昆布ならピッチャーやペットボトルに水と昆布をいっしょに入れて冷蔵庫にひと晩おけば、そのまま旨味たっぷりの昆布水がとれます。それをそのままだしとして使えば問題ありません。
それこそ料亭に出すような澄んだだしをつくるのなら、しっかりとルールを守ってだしをひいたほうがいいです。
でも、家庭料理の場合、そこまで気負わなくてもいいかな、というのがわたしの考えです。昆布もポイッ、かつお節も削り節のパックを使ってしまってOKです。理想はその都度削ることですが、そこまでしなくても問題ありません。ただ、昆布にしろ、かつお節にしろ、ちょっとだけお値段のよいものを選ぶのが、美味しさのコツです。
値段も味のうち、というと「は?」と言われそうですが、でも乾物に関しては絶対的にそうです。食材の力強さが違います。昆布もかつお節も同じです。気負わずに手軽に使うときこそ、よいものを使ってください。簡単にとっても、旨味がしっかり出ます。
昆布やかつお節の優れた点はいくつもあるのですが、なんといっても保存性の高さが嬉しいです。買っておいて、好きなタイミングで使えます。もともと保存食なので、半年程度は普通に日保ちします。
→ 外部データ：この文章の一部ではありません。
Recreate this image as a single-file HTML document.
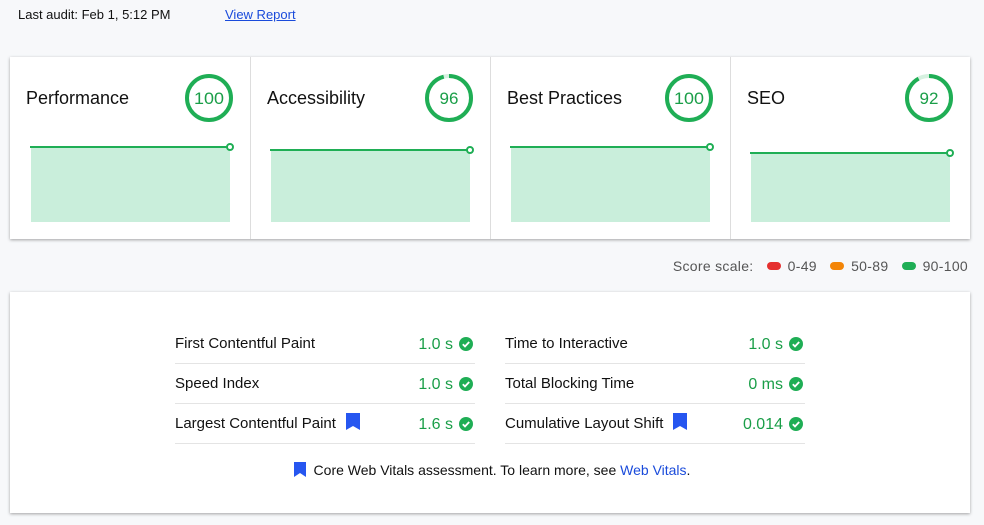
<!DOCTYPE html>
<html><head><style>
body{margin:0;background:#f7f8fa;font-family:"Liberation Sans",Arial,sans-serif;width:984px;height:525px;overflow:hidden;position:relative;color:#111}
.top{position:absolute;top:7px;left:18px;font-size:13px}
.top a{position:absolute;left:207px;top:0;color:#1a4bdb;white-space:nowrap}
.panel{position:absolute;left:10px;width:960px;background:#fff;box-shadow:0 1px 3px rgba(0,0,0,.35)}
.col{position:absolute;top:0;width:240px;height:182px;border-left:1px solid #ddd;box-sizing:border-box}
.col:first-child{border-left:none}
.col h2{position:absolute;left:16px;top:31px;margin:0;font-size:18px;font-weight:normal}
.col svg.g{position:absolute;left:174px;top:17px}
.col svg.c{position:absolute;left:0;top:0}
.scale{position:absolute;top:258px;right:16px;font-size:14px;color:#555;white-space:nowrap;letter-spacing:0.3px}
.scale i{display:inline-block;width:14px;height:8px;border-radius:4px;margin:0 7px 0 9px;vertical-align:1px}
.m{position:absolute;width:300px;height:40px;font-size:15px;border-bottom:1px solid #e4e4e4;box-sizing:border-box;line-height:40px}
.m .v{position:absolute;right:22px;top:1px;color:#1a9e48;font-size:16px}
.m .ck{position:absolute;right:2px;top:13px}
.bm{display:inline-block;vertical-align:-2px;margin-left:10px}
.foot{position:absolute;top:462px;left:0;width:984px;text-align:center;font-size:14px}
.foot a{color:#1a4bdb;text-decoration:none}
</style></head><body>
<div class="top">Last audit: Feb 1, 5:12 PM<a href="#">View Report</a></div>
<div class="panel" style="top:57px;height:182px">
 <div class="col" style="left:0">
  <h2>Performance</h2>
  <svg class="g" width="50" height="50"><circle cx="25" cy="24" r="22" fill="none" stroke="#1fae55" stroke-width="4"/><text x="25" y="30" font-size="17" fill="#1a9e48" text-anchor="middle" font-family="Liberation Sans" textLength="30" lengthAdjust="spacingAndGlyphs">100</text></svg>
  <svg class="c" width="240" height="182"><rect x="21" y="90" width="199" height="75" fill="#c9eedb"/><line x1="20" y1="90" x2="217" y2="90" stroke="#1fae55" stroke-width="2"/><circle cx="220" cy="90" r="3" fill="#fff" stroke="#1fae55" stroke-width="2"/></svg>
 </div>
 <div class="col" style="left:240px">
  <h2>Accessibility</h2>
  <svg class="g" width="50" height="50" style="left:173px"><circle cx="25" cy="24" r="22" fill="none" stroke="#d6f1e0" stroke-width="4"/><circle cx="25" cy="24" r="22" fill="none" stroke="#1fae55" stroke-width="4" stroke-dasharray="132.7 200" transform="rotate(-90 25 24)"/><text x="25" y="30" font-size="17" fill="#1a9e48" text-anchor="middle" font-family="Liberation Sans">96</text></svg>
  <svg class="c" width="240" height="182" style="left:-1px"><rect x="21" y="93" width="199" height="72" fill="#c9eedb"/><line x1="20" y1="93" x2="217" y2="93" stroke="#1fae55" stroke-width="2"/><circle cx="220" cy="93" r="3" fill="#fff" stroke="#1fae55" stroke-width="2"/></svg>
 </div>
 <div class="col" style="left:480px">
  <h2>Best Practices</h2>
  <svg class="g" width="50" height="50" style="left:173px"><circle cx="25" cy="24" r="22" fill="none" stroke="#1fae55" stroke-width="4"/><text x="25" y="30" font-size="17" fill="#1a9e48" text-anchor="middle" font-family="Liberation Sans" textLength="30" lengthAdjust="spacingAndGlyphs">100</text></svg>
  <svg class="c" width="240" height="182" style="left:-1px"><rect x="21" y="90" width="199" height="75" fill="#c9eedb"/><line x1="20" y1="90" x2="217" y2="90" stroke="#1fae55" stroke-width="2"/><circle cx="220" cy="90" r="3" fill="#fff" stroke="#1fae55" stroke-width="2"/></svg>
 </div>
 <div class="col" style="left:720px">
  <h2>SEO</h2>
  <svg class="g" width="50" height="50" style="left:173px"><circle cx="25" cy="24" r="22" fill="none" stroke="#d6f1e0" stroke-width="4"/><circle cx="25" cy="24" r="22" fill="none" stroke="#1fae55" stroke-width="4" stroke-dasharray="127.2 200" transform="rotate(-90 25 24)"/><text x="25" y="30" font-size="17" fill="#1a9e48" text-anchor="middle" font-family="Liberation Sans">92</text></svg>
  <svg class="c" width="240" height="182" style="left:-1px"><rect x="21" y="96" width="199" height="69" fill="#c9eedb"/><line x1="20" y1="96" x2="217" y2="96" stroke="#1fae55" stroke-width="2"/><circle cx="220" cy="96" r="3" fill="#fff" stroke="#1fae55" stroke-width="2"/></svg>
 </div>
</div>
<div class="scale">Score scale: <i style="background:#e5302f"></i>0-49 <i style="background:#f38507"></i>50-89 <i style="background:#1fae55"></i>90-100</div>
<div class="panel" style="top:292px;height:221px"></div>
<div class="m" style="left:175px;top:324px">First Contentful Paint<span class="v">1.0 s</span><svg class="ck" width="14" height="14"><circle cx="7" cy="7" r="7" fill="#1fae55"/><path d="M3.8 7.2l2.2 2.2 4.2-4.4" fill="none" stroke="#fff" stroke-width="1.8"/></svg></div>
<div class="m" style="left:175px;top:364px">Speed Index<span class="v">1.0 s</span><svg class="ck" width="14" height="14"><circle cx="7" cy="7" r="7" fill="#1fae55"/><path d="M3.8 7.2l2.2 2.2 4.2-4.4" fill="none" stroke="#fff" stroke-width="1.8"/></svg></div>
<div class="m" style="left:175px;top:404px">Largest Contentful Paint<svg class="bm" width="14" height="17"><path d="M0 0h14v17l-7-4-7 4z" fill="#2656f0"/></svg><span class="v">1.6 s</span><svg class="ck" width="14" height="14"><circle cx="7" cy="7" r="7" fill="#1fae55"/><path d="M3.8 7.2l2.2 2.2 4.2-4.4" fill="none" stroke="#fff" stroke-width="1.8"/></svg></div>
<div class="m" style="left:505px;top:324px">Time to Interactive<span class="v">1.0 s</span><svg class="ck" width="14" height="14"><circle cx="7" cy="7" r="7" fill="#1fae55"/><path d="M3.8 7.2l2.2 2.2 4.2-4.4" fill="none" stroke="#fff" stroke-width="1.8"/></svg></div>
<div class="m" style="left:505px;top:364px">Total Blocking Time<span class="v">0 ms</span><svg class="ck" width="14" height="14"><circle cx="7" cy="7" r="7" fill="#1fae55"/><path d="M3.8 7.2l2.2 2.2 4.2-4.4" fill="none" stroke="#fff" stroke-width="1.8"/></svg></div>
<div class="m" style="left:505px;top:404px">Cumulative Layout Shift<svg class="bm" width="14" height="17"><path d="M0 0h14v17l-7-4-7 4z" fill="#2656f0"/></svg><span class="v">0.014</span><svg class="ck" width="14" height="14"><circle cx="7" cy="7" r="7" fill="#1fae55"/><path d="M3.8 7.2l2.2 2.2 4.2-4.4" fill="none" stroke="#fff" stroke-width="1.8"/></svg></div>
<div class="foot"><svg width="12" height="15" style="vertical-align:-2px;margin-right:8px"><path d="M0 0h12v15l-6-4-6 4z" fill="#2656f0"/></svg>Core Web Vitals assessment. To learn more, see <a href="#">Web Vitals</a>.</div>
</body></html>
買ってみて、気が向いたときに使えばいいや、と思えば気がラクではありませんか?
■まとめ
いかがでしたか。
だしって要らないと思えました? いるとしても、簡単でいいや、と思えましたか?
気軽に考えて頂けたら嬉しいなと思います。簡単なら調理をしたくなりませんか? さらに野菜を使ったベジブロスも、野菜ヲタクのヘルプで簡単にできてしまいますよ。ご興味のある方は、ぜひライン登録をお願いします!
そして、今回の記事のまとめです。
1.市販のだしの素は手軽で便利ですが、だしは必ずしも必要ではない。
2.野菜も肉も魚も旨味成分のあるものが多いので、素材のもつ旨味でじゅうぶん美味しく食べられる。
3.昆布やかつお節など、日本の伝統的なだしの素もおすすめ!
4.まずは気負わずに気軽にチャレンジしてみて。